For the most part, save incidentally, we have hitherto been concerned with education as it may exist in
any social group. We have now to make explicit the differences in the spirit, material, and method of
education as it operates in different types of community life. To say that education is a social function,
securing direction and development in the immature through their participation in the life of the group
to which they belong, is to say in effect that education will vary with the quality of life which prevails
in a group. Particularly is it true that a society which not only changes but which has the ideal of such
change as will improve it, will have different standards and methods of education from one which aims
simply at the perpetuation of its own customs. To make the general ideas set forth applicable to our own
educational practice, it is, therefore, necessary to come to closer quarters with the nature of present
social life.
1. The Implications of Human Association.
Society is one word, but many things. Men associate together in all kinds of ways and for all kinds of
purposes. One man is concerned in a multitude of diverse groups, in which his associates may be quite
different. It often seems as if they had nothing in common except that they are modes of associated life.

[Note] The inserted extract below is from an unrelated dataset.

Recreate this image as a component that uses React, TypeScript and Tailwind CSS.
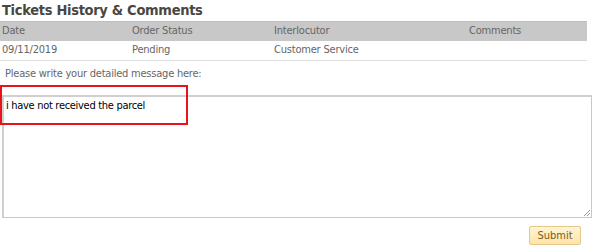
import React from "react";

export default function App() {
  const font = { fontFamily: '"DejaVu Sans Condensed", "DejaVu Sans", sans-serif' };
  return (
    <div className="w-[600px] h-[251px] bg-white relative overflow-hidden" style={font}>
      <div className="pl-[2px] pt-[1px] h-[21px] text-[14.5px] leading-[18px] font-bold text-[#4a4743] tracking-[-0.3px]">
        Tickets History &amp; Comments
      </div>
      <div className="w-[587px] text-[11px] text-[#666] tracking-[-0.2px]">
        <div className="grid grid-cols-[130px_142px_195px_1fr] h-[20px] items-center bg-[#c8c8c8] border-t border-[#bdbdbd] pl-[2px]">
          <div>Date</div>
          <div>Order Status</div>
          <div>Interlocutor</div>
          <div>Comments</div>
        </div>
        <div className="grid grid-cols-[130px_142px_195px_1fr] h-[19px] items-center pl-[2px]">
          <div>09/11/2019</div>
          <div>Pending</div>
          <div>Customer Service</div>
          <div></div>
        </div>
        <div className="h-0 border-t border-[#dddddd]" />
      </div>
      <div className="pl-[5px] pt-[6px] text-[11px] text-[#666] leading-[14px] tracking-[-0.22px]">
        Please write your detailed message here:
      </div>
      <div className="relative ml-[2px] mt-[14px] w-[590px] h-[123px]">
        <div className="w-full h-full border border-[#c8c8c8] border-l-2 border-t-2 border-l-[#d0d0d0] border-t-[#d0d0d0] text-[11px] text-black pl-[2px] pt-[2px] leading-[14px] tracking-[-0.3px]">
          i have not received the parcel
        </div>
        <svg className="absolute right-[1px] bottom-[1px]" width="9" height="9" viewBox="0 0 9 9">
          <line x1="8" y1="2" x2="2" y2="8" stroke="#999" strokeWidth="1" />
          <line x1="8" y1="5" x2="5" y2="8" stroke="#999" strokeWidth="1" />
        </svg>
        <div className="absolute left-[-2px] top-[-10px] w-[188px] h-[40px] border-2 border-[#e8141c]" />
      </div>
      <div className="flex justify-end pr-[19px] mt-[8px]">
        <button className="w-[52px] h-[19px] bg-gradient-to-b from-[#fff4d2] to-[#fde4a6] border border-[#e6c68a] rounded-[2px] text-[11px] text-[#7a5a2a] leading-none">
          Submit
        </button>
      </div>
    </div>
  );
}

Within every larger social organization there are numerous minor groups; not only political subdivisions,
but industrial, scientific, religious, associations. There are political parties with differing aims,
social sets, cliques, gangs, corporations, partnerships, groups bound closely together by ties of blood,
and so on in endless variety. In many modern states and in some ancient, there is great diversity of populations,
of varying languages, religions, moral codes, and traditions. From this standpoint, many a minor political
unit, one of our large cities, for example, is a congeries of loosely associated societies, rather than
an inclusive and permeating community of action and thought.
The terms society, community, are thus ambiguous. They have both a eulogistic or normative sense, and
a descriptive sense; a meaning de jure and a meaning de facto. In social philosophy, the
former connotation is almost always uppermost. Society is conceived as one by its very nature. The qualities
which accompany this unity, praiseworthy community of purpose and welfare, loyalty to public ends, mutuality
of sympathy, are emphasized. But when we look at the facts which the term denotes instead of confining
our attention to its intrinsic connotation, we find not unity, but a plurality of societies, good
and bad. Men banded together in a criminal conspiracy, business aggregations that prey upon the public
while serving it, political machines held together by the interest of plunder, are included. If it is
said that such organizations are not societies because they do not meet the ideal requirements of the
notion of society, the answer, in part, is that the conception of society is then made so "ideal"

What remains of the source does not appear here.